One important detail to point out is that the input is discontinuous. Note that the interpolation type set is ConstantInterpolation to provide the true form of the data input. In order to properly numerically solve this, the solver needs to know when these discontinuites occur. Currently this is not automatically provided by ModelingToolkit interpolation, and it hasn't been added manually in this comparison. As a result the DataInterpolations solution is done in 122 steps. The use of ModelingToolkitInputs however does provide the correct solving for discontinuities becuase the use of DiscreteCallbacks is used at each discrete data input time. Therefore the solution is given in n=2*length(time) because a solve is done on each side of the discrete steps. The difference in solution quality can be seen when comparing sol1 and sol1i where the input force is a sine wave.

plot(sol1.t, sol1[sys.model.dx]; marker=:dot, label="MTK + Interpolation (n=$(length(sol1.t)))")
plot!(sol1i.t, sol1i[sysi.dx]; marker=:+, label="ModelingToolkitInputs (n=$(length(sol1i.t)))")

Therefore the end result is ModelingToolkitInputs offers a faster, more convenient way to provide data input with a higher accuracy solution provided automatically.

API

ModelingToolkitInputs.Input — Type

Input(var, data, time)

Type used to provide data input for a InputSystem

source

ModelingToolkitInputs.InputSystem — Type

InputSystem(sys::ModelingToolkit.System)
InputSystem(eqs, args...; kwargs...)

Wraps a ModelingToolkit.System object to provide the functions to feed data to discrete variables. Generate an InputSystem either directly in place of a System or by wrapping an already generate system.

source

ModelingToolkitInputs.set_input! — Function

set_input!(input_integrator::InputIntegrator, var, value::Real)
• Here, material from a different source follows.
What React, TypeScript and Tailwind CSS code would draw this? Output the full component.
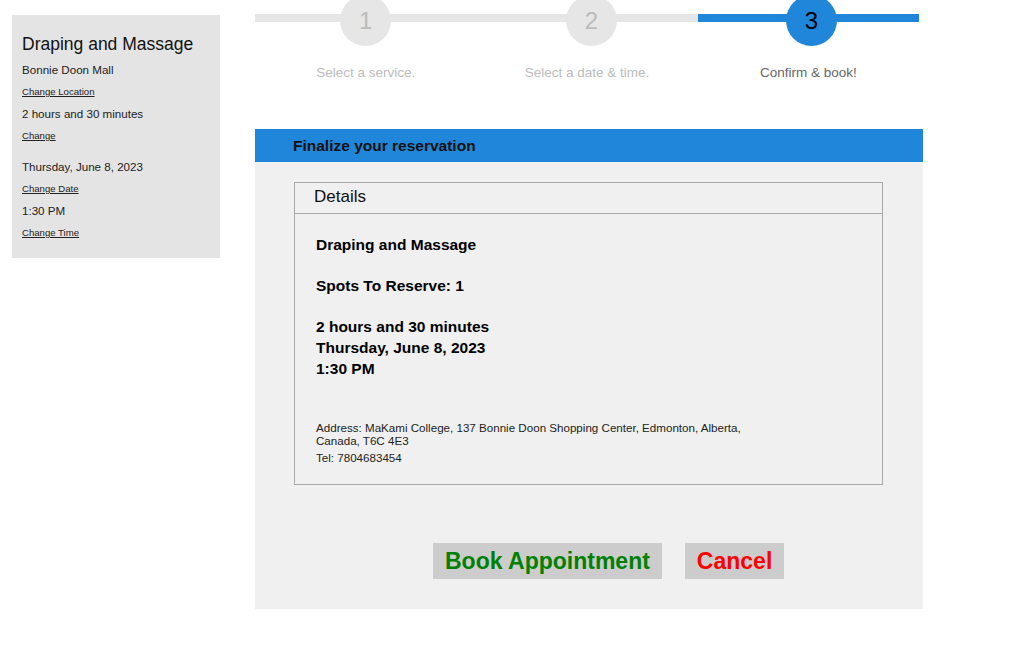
import React from "react";

const steps = [
  { n: "1", label: "Select a service.", active: false, shift: "" },
  { n: "2", label: "Select a date & time.", active: false, shift: "ml-[9px]" },
  { n: "3", label: "Confirm & book!", active: true, shift: "ml-[6px]" },
];

export default function App() {
  return (
    <div
      className="flex w-[1024px] min-h-[653px] bg-white text-black"
      style={{ fontFamily: '"Liberation Sans", Arial, sans-serif' }}
    >
      {/* Sidebar */}
      <div className="ml-[12px] mt-[15px] w-[208px] self-start bg-[#e4e4e4] pl-[10px] pt-[16px] pb-[14px]">
        <div className="text-[17.5px] leading-[26px] text-[#111]">Draping and Massage</div>
        <div className="mt-[2px] text-[11.6px] leading-[22px] text-[#222]">Bonnie Doon Mall</div>
        <div className="text-[9.6px] leading-[22px] underline text-[#222]">Change Location</div>
        <div className="text-[11.6px] leading-[22px] text-[#222]">2 hours and 30 minutes</div>
        <div className="text-[9.6px] leading-[21px] underline text-[#222]">Change</div>
        <div className="mt-[10px] text-[11.6px] leading-[22px] text-[#222]">Thursday, June 8, 2023</div>
        <div className="text-[9.6px] leading-[21px] underline text-[#222]">Change Date</div>
        <div className="mt-[1px] text-[11.6px] leading-[22px] text-[#222]">1:30 PM</div>
        <div className="text-[9.6px] leading-[22px] underline text-[#222]">Change Time</div>
      </div>

      {/* Main */}
      <div className="ml-[35px] w-[668px]">
        {/* Stepper */}
        <div className="-mt-[5px] flex w-[664px]">
          {steps.map((s) => (
            <div key={s.n} className="relative flex flex-1 flex-col items-center">
              <div
                className={
                  "absolute left-0 right-0 top-[19px] h-[8px] " +
                  (s.active ? "bg-[#1f86da]" : "bg-[#e6e6e6]")
                }
              />
              <div
                className={
                  "relative flex h-[51px] w-[51px] items-center justify-center rounded-full text-[24px] " +
                  s.shift +
                  " " +
                  (s.active ? "bg-[#1f86da] text-black" : "bg-[#e6e6e6] text-[#bbbbbb]")
                }
              >
                {s.n}
              </div>
              <div
                className={
                  "mt-[19px] text-[13.5px] leading-[16px] " +
                  (s.active ? "text-[#666666]" : "text-[#bbbbbb]")
                }
              >
                {s.label}
              </div>
            </div>
          ))}
        </div>

        {/* Header */}
        <div className="mt-[48px] h-[33px] bg-[#1f86da] pl-[38px] text-[15.5px] font-bold leading-[33px] text-[#111]">
          Finalize your reservation
        </div>

        {/* Panel */}
        <div className="bg-[#f0f0f0] pt-[20px] pb-[30px]">
          <div className="ml-[39px] w-[589px] border border-[#a9a9a9]">
            <div className="h-[31px] border-b border-[#a9a9a9] pl-[19px] text-[17px] leading-[28px] text-[#111]">
              Details
            </div>
            <div className="pl-[21px] pt-[20px] pb-[20px]">
              <div className="text-[15.5px] font-bold leading-[21px]">Draping and Massage</div>
              <div className="mt-[20px] text-[15.5px] font-bold leading-[21px]">Spots To Reserve: 1</div>
              <div className="mt-[20px] text-[15.5px] font-bold leading-[21px]">
                <div>2 hours and 30 minutes</div>
                <div>Thursday, June 8, 2023</div>
                <div>1:30 PM</div>
              </div>
              <div className="mt-[42px] w-[440px] text-[11.6px] leading-[13px] text-[#222]">
                Address: MaKami College, 137 Bonnie Doon Shopping Center, Edmonton, Alberta, Canada, T6C 4E3
              </div>
              <div className="mt-[4px] text-[11.6px] leading-[13px] text-[#222]">Tel: 7804683454</div>
            </div>
          </div>

          <div className="mt-[58px] ml-[178px] flex gap-[23px]">
            <button className="h-[36px] bg-[#cccccc] px-[12px] text-[23px] font-bold leading-[36px] text-[#008000]">
              Book Appointment
            </button>
            <button className="h-[36px] bg-[#cccccc] px-[12px] text-[23px] font-bold leading-[36px] text-[#ff0000]">
              Cancel
            </button>
          </div>
        </div>
      </div>
    </div>
  );
}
Sets the value of a discrete variable of a ModelingToolkit input. For example

set_input!(integrator, sys.x, 1.0)
step!(integrator, dt)

source

ModelingToolkitInputs.finalize! — Function

finalize!(input_integrator::InputIntegrator)

Saves the final state of all discrete variables. Call after the final step of the integrator.

source

In addition, the keyword inputs is added to solve.